Shoot RAW + jpeg for Black and White
Some pictures are just better in black and white--just ask the street photographers. There can be interesting scenes where the colors in the background are distracting. As a color photo, you can't make it work, but as a black and white, it does. Also there is an artistic mood and feel to black and white. Most cameras will only shoot black and white jpegs, but what if you want all the extra data and editing latitude of a RAW file? The answer is to shoot jpeg + RAW. The camera will show black and white through the EVF and if you play back the images on the LCD screen. But when you copy them off the memory cards, you will also have RAW versions that you can put aside for editing later.
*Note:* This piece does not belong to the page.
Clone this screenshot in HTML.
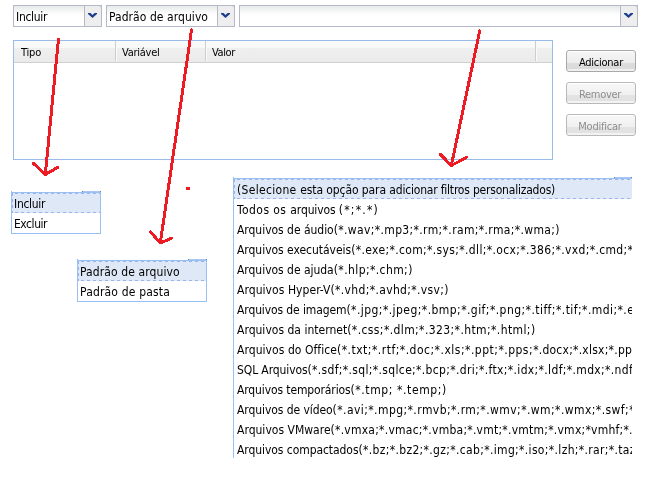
<!DOCTYPE html>
<html lang="pt-BR">
<head>
<meta charset="utf-8">
<title>Filtros</title>
<style>
html,body{margin:0;padding:0;background:#fff;}
body{will-change:transform;}
body{width:649px;height:477px;position:relative;overflow:hidden;font-family:"DejaVu Sans Condensed","DejaVu Sans","Liberation Sans",sans-serif;color:#000;}
.abs{position:absolute;box-sizing:border-box;}
.combo{position:absolute;box-sizing:border-box;height:22px;top:5px;border:1px solid #b5b8c8;background:linear-gradient(#e7eaea 0,#f0f2f2 3px,#fafbfa 7px,#fff 10px);font-size:12px;line-height:20px;white-space:nowrap;}
.combo .txt{position:absolute;left:2px;top:1px;}
.combo .btn{position:absolute;right:-1px;top:-1px;width:18px;height:22px;box-sizing:border-box;border:1px solid #b5b8c8;border-radius:0 3px 0 0;background:#eeeeee;}
.combo .btn svg{position:absolute;left:3px;top:7px;}
.grid{left:13px;top:40px;width:540px;height:120px;border:1px solid #99bbe8;background:#fff;}
.hdr{position:absolute;left:0;top:0;right:0;height:21px;background:linear-gradient(#fafafa 0,#f8f8f8 7px,#efefef 7px,#ebebeb 20px);border-bottom:1px solid #d0d0d0;font-size:11px;}
.hdr span{position:absolute;top:0;height:20px;line-height:23px;box-sizing:border-box;padding-left:7px;border-right:1px solid #cdcdcd;box-shadow:1px 0 0 #fafafa;}
.pbtn{position:absolute;box-sizing:border-box;left:566px;width:70px;height:22px;overflow:hidden;border:1px solid #a9a9a9;border-radius:3px;font-size:11px;line-height:24px;text-align:center;background:linear-gradient(#fff 0,#fff 1px,#f5f5f5 1px,#ececec 12px,#dcdcdc 12px,#dbdbdb 18px,#eeeeee 18px,#f2f2f2 20px);}
.pbtn.dis{color:#8e8e8e;border-color:#b9b9b9;background:linear-gradient(#fff 0,#fff 1px,#f7f7f7 1px,#f0f0f0 12px,#e3e3e3 12px,#e2e2e2 18px,#f1f1f1 18px,#f4f4f4 20px);}
.list{position:absolute;box-sizing:border-box;border:1px solid #98c0f4;background:#fff;font-size:12px;white-space:nowrap;overflow:hidden;}
.list div{box-sizing:border-box;height:20px;line-height:21px;padding-left:2px;border:1px solid transparent;}
.list .n{letter-spacing:-0.03px;}
.list .p{letter-spacing:0.3px;}
.list div.sel{margin-right:-2px;border:1px solid transparent;background-color:#dfe8f6;background-image:repeating-linear-gradient(90deg,transparent 0,transparent 3px,#9bb3e8 3px,#9bb3e8 6px),repeating-linear-gradient(90deg,transparent 0,transparent 3px,#9bb3e8 3px,#9bb3e8 6px),repeating-linear-gradient(180deg,#9bb3e8 0,#9bb3e8 3px,transparent 3px,transparent 6px);background-size:100% 1px,100% 1px,1px 100%;background-position:0 0,0 100%,0 0;background-repeat:no-repeat;background-origin:border-box;background-clip:border-box;}
</style>
</head>
<body>
<div class="combo" style="left:13px;width:89px;"><span class="txt" style="letter-spacing:-0.3px">Incluir</span><span class="btn"><svg width="9" height="5" viewBox="0 0 9 5"><path d="M0 0h2.5l2 2 2-2H9v1L4.5 5 0 1z" fill="#1f3f8c"/></svg></span></div>
<div class="combo" style="left:106px;width:129px;"><span class="txt" style="letter-spacing:0.06px">Padrão de arquivo</span><span class="btn"><svg width="9" height="5" viewBox="0 0 9 5"><path d="M0 0h2.5l2 2 2-2H9v1L4.5 5 0 1z" fill="#1f3f8c"/></svg></span></div>
<div class="combo" style="left:239px;width:399px;"><span class="btn"><svg width="9" height="5" viewBox="0 0 9 5"><path d="M0 0h2.5l2 2 2-2H9v1L4.5 5 0 1z" fill="#1f3f8c"/></svg></span></div>

<div class="abs grid">
  <div class="hdr"><span style="left:0;width:102px;letter-spacing:-0.2px">Tipo</span><span style="left:102px;width:90px;padding-left:6px;letter-spacing:-0.25px">Variável</span><span style="left:192px;width:330px;padding-left:6px;letter-spacing:-0.4px">Valor</span></div>
</div>

<div class="pbtn" style="top:50px;letter-spacing:-0.25px;">Adicionar</div>
<div class="pbtn dis" style="top:82px;letter-spacing:-0.3px;padding-right:2px;">Remover</div>
<div class="pbtn dis" style="top:114px;letter-spacing:-0.23px;padding-right:2px;">Modificar</div>

<div class="list" style="left:11px;top:192px;width:90px;height:42px;"><div class="sel" style="padding-left:1px;letter-spacing:-0.3px">Incluir</div><div style="padding-left:1px;letter-spacing:-0.45px">Excluir</div></div>
<div class="list" style="left:77px;top:260px;width:130px;height:42px;"><div class="sel" style="padding-left:1px;letter-spacing:0.1px">Padrão de arquivo</div><div style="padding-left:1px;letter-spacing:0.17px">Padrão de pasta</div></div>
<div class="abs" style="left:233px;top:178px;width:399px;height:280px;overflow:hidden;"><div class="list" style="left:0;top:0;width:460px;height:300px;">
<div class="sel"><span style="letter-spacing:0.31px">(Selecione </span><span style="letter-spacing:-0.09px">esta opção para </span><span style="letter-spacing:-0.2px">adicionar filtros personalizados)</span></div>
<div><span style="letter-spacing:0.44px">Todos os </span><span style="letter-spacing:-0.12px">arquivos </span><span style="letter-spacing:1.2px">(*;*.*)</span></div>
<div><span style="letter-spacing:-0.03px">Arquivos de áudio</span><span style="letter-spacing:0.36px">(*.wav;*.mp3;*.rm;*.ram;*.rma;*.wma;)</span></div>
<div><span style="letter-spacing:-0.03px">Arquivos executáveis</span><span style="letter-spacing:0.355px">(*.exe;*.com;*.sys;*.dll;*.ocx;*.386;*.vxd;*.cmd;*.bat;)</span></div>
<div><span style="letter-spacing:-0.03px">Arquivos de ajuda</span><span style="letter-spacing:0.41px">(*.hlp;*.chm;)</span></div>
<div><span style="letter-spacing:0.06px">Arquivos Hyper-V</span><span style="letter-spacing:0.34px">(*.vhd;*.avhd;*.vsv;)</span></div>
<div><span style="letter-spacing:-0.11px">Arquivos de imagem</span><span style="letter-spacing:0.44px">(*.jpg;*.jpeg;*.bmp;*.gif;*.png;*.tiff;*.tif;*.mdi;*.eps;)</span></div>
<div><span style="letter-spacing:0.015px">Arquivos da internet</span><span style="letter-spacing:0.4px">(*.css;*.dlm;*.323;*.htm;*.html;)</span></div>
<div><span style="letter-spacing:0.06px">Arquivos do Office</span><span style="letter-spacing:0.49px">(*.txt;*.rtf;*.doc;*.xls;*.ppt;*.pps;</span><span style="letter-spacing:0.24px">*.docx;*.xlsx;*.pptx;)</span></div>
<div><span style="letter-spacing:-0.105px">SQL Arquivos</span><span style="letter-spacing:0.344px">(*.sdf;*.sql;*.sqlce;*.bcp;*.dri;*.ftx;*.idx;*.ldf;*.mdx;*.ndf;)</span></div>
<div><span style="letter-spacing:-0.12px">Arquivos temporários</span><span style="letter-spacing:0.6px">(*.tmp; *.temp;)</span></div>
<div><span style="letter-spacing:-0.07px">Arquivos de vídeo</span><span style="letter-spacing:0.43px">(*.avi;*.mpg;*.rmvb;*.rm;*.wmv;*.wm;*.wmx;*.swf;*.flv;)</span></div>
<div><span style="letter-spacing:0.015px">Arquivos VMware</span><span style="letter-spacing:0.245px">(*.vmxa;*.vmac;*.vmba;*.vmt;*.vmtm;*.vmx;*vmhf;*.vmdk;)</span></div>
<div><span style="letter-spacing:-0.065px">Arquivos compactados</span><span style="letter-spacing:0.34px">(*.bz;*.bz2;*.gz;*.cab;*.img;*.iso;*.lzh;*.rar;*.taz;)</span></div>
</div></div>

<svg class="abs" style="left:0;top:0;" width="649" height="477" viewBox="0 0 649 477">
<g shape-rendering="crispEdges" fill="none" stroke="#ed1c24" stroke-width="3" stroke-linecap="round" stroke-linejoin="round">
<path d="M58.4 39.5L45.3 174.5M33.5 163.5L45.3 174.5L57.5 167.5"/>
<path d="M191.5 30L160.3 243M150.5 232L160.3 243L172 238"/>
<path d="M479.7 31L451.3 165.5M440.5 154.5L451.3 165.5L466.5 157.5"/>
</g>
<rect x="186" y="187" width="4" height="3" fill="#ed1c24"/>
<g shape-rendering="crispEdges">
<rect x="82" y="191" width="19" height="1" fill="#a9c7f3"/><rect x="82" y="191" width="1" height="1" fill="#5f7fb5"/><rect x="100" y="191" width="1" height="1" fill="#5f7fb5"/>
<rect x="188" y="259" width="19" height="1" fill="#a9c7f3"/><rect x="188" y="259" width="1" height="1" fill="#5f7fb5"/><rect x="206" y="259" width="1" height="1" fill="#5f7fb5"/>
<rect x="614" y="177" width="18" height="1" fill="#a9c7f3"/><rect x="614" y="177" width="1" height="1" fill="#5f7fb5"/><rect x="631" y="177" width="1" height="1" fill="#5f7fb5"/>
<rect x="11" y="191" width="1" height="1" fill="#98c0f4"/><rect x="77" y="259" width="1" height="1" fill="#98c0f4"/><rect x="233" y="177" width="1" height="1" fill="#98c0f4"/>
</g>
</svg>
</body>
</html>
In the old days, people would use yellow or red filters for black and white shooting to increase contrast, or emphasize different colors. You can do the same thing with the RAW files.
Conclusion
So now you know everything you need to take brilliant photos with a 1" sensor. When you show your friends the photos, they'll ask "Wow, which camera did you shoot THAT with?" To which you can answer, "Oh, you mean this little thing...?" as you whip out your compact camera.